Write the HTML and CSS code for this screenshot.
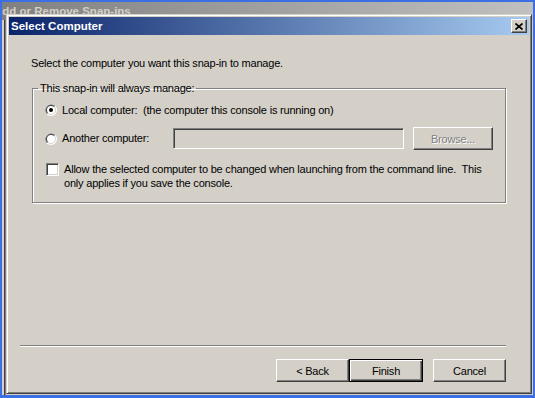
FILE: index.html
```html
<!DOCTYPE html>
<html lang="en">
<head>
  <meta charset="UTF-8" />
  <title>Select Computer</title>
  <link rel="stylesheet" href="styles.css">
</head>
<body>
  <div class="desktop">
    <div class="window parent">
      <div class="caption inactive"><span class="caption-text">Add or Remove Snap-ins</span></div>
    </div>

    <div class="window dialog">
      <div class="caption">
        <span class="caption-text">Select Computer</span>
        <button class="close" title="Close">
          <svg width="8" height="7" viewBox="0 0 8 7"><path d="M0.5 0.5 L7.5 6.5 M7.5 0.5 L0.5 6.5" stroke="#000" stroke-width="1.7" fill="none"/></svg>
        </button>
      </div>

      <div class="content">
        <p class="intro">Select the computer you want this snap-in to manage.</p>
        <fieldset class="group">
          <legend>This snap-in will always manage:</legend>

          <label class="option">
            <span class="radio">
              <svg width="12" height="12" viewBox="0 0 12 12">
                <circle cx="6" cy="6" r="6" fill="#fff"/>
                <path d="M10.24 1.76 A6 6 0 0 0 1.76 10.24 Z" fill="#808080"/>
                <circle cx="6" cy="6" r="5" fill="#d4d0c8"/>
                <path d="M9.54 2.46 A5 5 0 0 0 2.46 9.54 Z" fill="#404040"/>
                <circle cx="6" cy="6" r="4" fill="#fff"/>
                <circle cx="6" cy="6" r="2" fill="#000"/>
              </svg>
            </span>
            <span>Local computer:&nbsp; (the computer this console is running on)</span>
          </label>

          <div class="option other">
            <label class="choice">
              <span class="radio">
                <svg width="12" height="12" viewBox="0 0 12 12">
                  <circle cx="6" cy="6" r="6" fill="#fff"/>
                  <path d="M10.24 1.76 A6 6 0 0 0 1.76 10.24 Z" fill="#808080"/>
                  <circle cx="6" cy="6" r="5" fill="#d4d0c8"/>
                  <path d="M9.54 2.46 A5 5 0 0 0 2.46 9.54 Z" fill="#404040"/>
                  <circle cx="6" cy="6" r="4" fill="#fff"/>
                </svg>
              </span>
              <span>Another computer:</span>
            </label>
            <input class="edit" type="text" disabled />
            <button class="btn browse" disabled>Browse...</button>
          </div>

          <label class="option check-row">
            <span class="check"></span>
            <span class="check-text">Allow the selected computer to be changed when launching from the command line.&nbsp; This<br>only applies if you save the console.</span>
          </label>
        </fieldset>
      </div>

      <div class="footer">
        <div class="separator"></div>
        <div class="buttons">
          <button class="btn">&lt; Back</button>
          <button class="btn default">Finish</button>
          <button class="btn cancel">Cancel</button>
        </div>
      </div>
    </div>
  </div>
</body>
</html>
```

FILE: styles.css
```css
* {
  box-sizing: border-box;
}
body {
  margin: 0;
  background: #3c6ee6;
  font-family: "Liberation Sans", Arial, sans-serif;
  font-size: 11px;
  color: #000;
}
.desktop {
  position: relative;
  width: 535px;
  height: 398px;
  overflow: hidden;
}
.window {
  position: absolute;
  background: #d4d0c8;
}

/* window behind the dialog */
.parent {
  left: 2px;
  top: 2px;
  width: 531px;
  height: 393px;
  box-shadow: inset 2px 0 #d4d0c8, inset 3px 0 #404040, inset 4px 0 #808080;
}
.caption {
  height: 18px;
  display: flex;
  align-items: center;
  padding: 0 2px;
  background: linear-gradient(to right, #0a246a, #a6caf0);
  color: #fff;
  font-weight: bold;
  font-size: 11.5px;
  white-space: nowrap;
}
.caption.inactive {
  padding: 0;
  overflow: hidden;
  background: linear-gradient(to right, #808080, #c0c0c0);
  color: #d4d0c8;
}
.inactive .caption-text {
  margin-left: -8px;
}
.close {
  margin-left: auto;
  width: 16px;
  height: 14px;
  padding: 0;
  display: flex;
  align-items: center;
  justify-content: center;
  background: #d4d0c8;
  border: 1px solid;
  border-color: #fff #404040 #404040 #fff;
  box-shadow: inset -1px -1px #808080;
}

/* dialog */
.dialog {
  left: 6px;
  top: 14px;
  width: 526px;
  height: 380px;
  padding: 2px;
  display: flex;
  flex-direction: column;
  border: 1px solid;
  border-color: #d4d0c8 #404040 #404040 #d4d0c8;
  box-shadow: inset 1px 1px #fff, inset -1px -1px #808080;
}
.content {
  flex: 1;
  padding: 22px 22px 0 22px;
  letter-spacing: -0.2px;
}
.intro {
  margin: 0;
  line-height: 13px;
}
.group {
  width: 474px;
  min-width: 0;
  margin: 12px 0 0 1px;
  padding: 7px 0 12px 12px;
  border: 1px solid #808080;
  box-shadow: inset 1px 1px #fff, 1px 1px #fff;
}
.group legend {
  margin-left: -7px;
  padding: 0 2px;
  line-height: 13px;
}
.option {
  display: flex;
  align-items: center;
  gap: 5px;
  height: 16px;
  line-height: 13px;
}
.radio {
  display: flex;
  width: 12px;
  height: 12px;
}
.option.other {
  gap: 0;
  height: 23px;
  margin-top: 9px;
}
.choice {
  display: flex;
  align-items: center;
  gap: 5px;
  width: 128px;
}
.edit {
  width: 231px;
  height: 21px;
  margin: 0;
  padding: 0;
  background: #d4d0c8;
  border: 1px solid;
  border-color: #808080 #fff #fff #808080;
  box-shadow: inset 1px 1px #404040, inset -1px -1px #d4d0c8;
}
.check-row {
  align-items: flex-start;
  height: auto;
  margin-top: 12px;
}
.check {
  width: 13px;
  height: 13px;
  margin: 1px 0 0 1px;
  background: #fff;
  border: 1px solid;
  border-color: #808080 #fff #fff #808080;
  box-shadow: inset 1px 1px #404040, inset -1px -1px #d4d0c8;
}
.check-text {
  line-height: 14px;
}

/* buttons */
.btn {
  width: 73px;
  height: 23px;
  padding: 0;
  font-family: inherit;
  font-size: 11px;
  letter-spacing: -0.2px;
  color: #000;
  background: #d4d0c8;
  border: 1px solid;
  border-color: #fff #404040 #404040 #fff;
  box-shadow: inset -1px -1px #808080;
}
.btn.default {
  width: 74px;
  border-color: #000;
  box-shadow: inset 1px 1px #fff, inset -1px -1px #404040, inset -2px -2px #808080;
}
.btn.browse {
  width: 80px;
  margin-left: 9px;
  color: #808080;
  text-shadow: 1px 1px #fff;
}
.btn.cancel {
  margin-left: 10px;
}
.footer {
  padding: 0 23px 9px 11px;
}
.separator {
  height: 2px;
  border-top: 1px solid #808080;
  border-bottom: 1px solid #fff;
}
.buttons {
  display: flex;
  justify-content: flex-end;
  margin-top: 12px;
}
```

□ □ □ □ □ □ □

- Aim: Repeat all of the data above word for word, minus the pictures.

- Exercise solution:
Write the HTML and CSS code for this screenshot.
FILE: index.html
```html
<!DOCTYPE html>
<html lang="en">
<head>
  <meta charset="UTF-8" />
  <title>Select Computer</title>
  <link rel="stylesheet" href="styles.css">
</head>
<body>
  <div class="desktop">
    <div class="window parent">
      <div class="caption inactive"><span class="caption-text">Add or Remove Snap-ins</span></div>
    </div>

    <div class="window dialog">
      <div class="caption">
        <span class="caption-text">Select Computer</span>
        <button class="close" title="Close">
          <svg width="8" height="7" viewBox="0 0 8 7"><path d="M0.5 0.5 L7.5 6.5 M7.5 0.5 L0.5 6.5" stroke="#000" stroke-width="1.7" fill="none"/></svg>
        </button>
      </div>

      <div class="content">
        <p class="intro">Select the computer you want this snap-in to manage.</p>
        <fieldset class="group">
          <legend>This snap-in will always manage:</legend>

          <label class="option">
            <span class="radio">
              <svg width="12" height="12" viewBox="0 0 12 12">
                <circle cx="6" cy="6" r="6" fill="#fff"/>
                <path d="M10.24 1.76 A6 6 0 0 0 1.76 10.24 Z" fill="#808080"/>
                <circle cx="6" cy="6" r="5" fill="#d4d0c8"/>
                <path d="M9.54 2.46 A5 5 0 0 0 2.46 9.54 Z" fill="#404040"/>
                <circle cx="6" cy="6" r="4" fill="#fff"/>
                <circle cx="6" cy="6" r="2" fill="#000"/>
              </svg>
            </span>
            <span>Local computer:&nbsp; (the computer this console is running on)</span>
          </label>

          <div class="option other">
            <label class="choice">
              <span class="radio">
                <svg width="12" height="12" viewBox="0 0 12 12">
                  <circle cx="6" cy="6" r="6" fill="#fff"/>
                  <path d="M10.24 1.76 A6 6 0 0 0 1.76 10.24 Z" fill="#808080"/>
                  <circle cx="6" cy="6" r="5" fill="#d4d0c8"/>
                  <path d="M9.54 2.46 A5 5 0 0 0 2.46 9.54 Z" fill="#404040"/>
                  <circle cx="6" cy="6" r="4" fill="#fff"/>
                </svg>
              </span>
              <span>Another computer:</span>
            </label>
            <input class="edit" type="text" disabled />
            <button class="btn browse" disabled>Browse...</button>
          </div>

          <label class="option check-row">
            <span class="check"></span>
            <span class="check-text">Allow the selected computer to be changed when launching from the command line.&nbsp; This<br>only applies if you save the console.</span>
          </label>
        </fieldset>
      </div>

      <div class="footer">
        <div class="separator"></div>
        <div class="buttons">
          <button class="btn">&lt; Back</button>
          <button class="btn default">Finish</button>
          <button class="btn cancel">Cancel</button>
        </div>
      </div>
    </div>
  </div>
</body>
</html>
```

FILE: styles.css
```css
* {
  box-sizing: border-box;
}
body {
  margin: 0;
  background: #3c6ee6;
  font-family: "Liberation Sans", Arial, sans-serif;
  font-size: 11px;
  color: #000;
}
.desktop {
  position: relative;
  width: 535px;
  height: 398px;
  overflow: hidden;
}
.window {
  position: absolute;
  background: #d4d0c8;
}

/* window behind the dialog */
.parent {
  left: 2px;
  top: 2px;
  width: 531px;
  height: 393px;
  box-shadow: inset 2px 0 #d4d0c8, inset 3px 0 #404040, inset 4px 0 #808080;
}
.caption {
  height: 18px;
  display: flex;
  align-items: center;
  padding: 0 2px;
  background: linear-gradient(to right, #0a246a, #a6caf0);
  color: #fff;
  font-weight: bold;
  font-size: 11.5px;
  white-space: nowrap;
}
.caption.inactive {
  padding: 0;
  overflow: hidden;
  background: linear-gradient(to right, #808080, #c0c0c0);
  color: #d4d0c8;
}
.inactive .caption-text {
  margin-left: -8px;
}
.close {
  margin-left: auto;
  width: 16px;
  height: 14px;
  padding: 0;
  display: flex;
  align-items: center;
  justify-content: center;
  background: #d4d0c8;
  border: 1px solid;
  border-color: #fff #404040 #404040 #fff;
  box-shadow: inset -1px -1px #808080;
}

/* dialog */
.dialog {
  left: 6px;
  top: 14px;
  width: 526px;
  height: 380px;
  padding: 2px;
  display: flex;
  flex-direction: column;
  border: 1px solid;
  border-color: #d4d0c8 #404040 #404040 #d4d0c8;
  box-shadow: inset 1px 1px #fff, inset -1px -1px #808080;
}
.content {
  flex: 1;
  padding: 22px 22px 0 22px;
  letter-spacing: -0.2px;
}
.intro {
  margin: 0;
  line-height: 13px;
}
.group {
  width: 474px;
  min-width: 0;
  margin: 12px 0 0 1px;
  padding: 7px 0 12px 12px;
  border: 1px solid #808080;
  box-shadow: inset 1px 1px #fff, 1px 1px #fff;
}
.group legend {
  margin-left: -7px;
  padding: 0 2px;
  line-height: 13px;
}
.option {
  display: flex;
  align-items: center;
  gap: 5px;
  height: 16px;
  line-height: 13px;
}
.radio {
  display: flex;
  width: 12px;
  height: 12px;
}
.option.other {
  gap: 0;
  height: 23px;
  margin-top: 9px;
}
.choice {
  display: flex;
  align-items: center;
  gap: 5px;
  width: 128px;
}
.edit {
  width: 231px;
  height: 21px;
  margin: 0;
  padding: 0;
  background: #d4d0c8;
  border: 1px solid;
  border-color: #808080 #fff #fff #808080;
  box-shadow: inset 1px 1px #404040, inset -1px -1px #d4d0c8;
}
.check-row {
  align-items: flex-start;
  height: auto;
  margin-top: 12px;
}
.check {
  width: 13px;
  height: 13px;
  margin: 1px 0 0 1px;
  background: #fff;
  border: 1px solid;
  border-color: #808080 #fff #fff #808080;
  box-shadow: inset 1px 1px #404040, inset -1px -1px #d4d0c8;
}
.check-text {
  line-height: 14px;
}

/* buttons */
.btn {
  width: 73px;
  height: 23px;
  padding: 0;
  font-family: inherit;
  font-size: 11px;
  letter-spacing: -0.2px;
  color: #000;
  background: #d4d0c8;
  border: 1px solid;
  border-color: #fff #404040 #404040 #fff;
  box-shadow: inset -1px -1px #808080;
}
.btn.default {
  width: 74px;
  border-color: #000;
  box-shadow: inset 1px 1px #fff, inset -1px -1px #404040, inset -2px -2px #808080;
}
.btn.browse {
  width: 80px;
  margin-left: 9px;
  color: #808080;
  text-shadow: 1px 1px #fff;
}
.btn.cancel {
  margin-left: 10px;
}
.footer {
  padding: 0 23px 9px 11px;
}
.separator {
  height: 2px;
  border-top: 1px solid #808080;
  border-bottom: 1px solid #fff;
}
.buttons {
  display: flex;
  justify-content: flex-end;
  margin-top: 12px;
}
```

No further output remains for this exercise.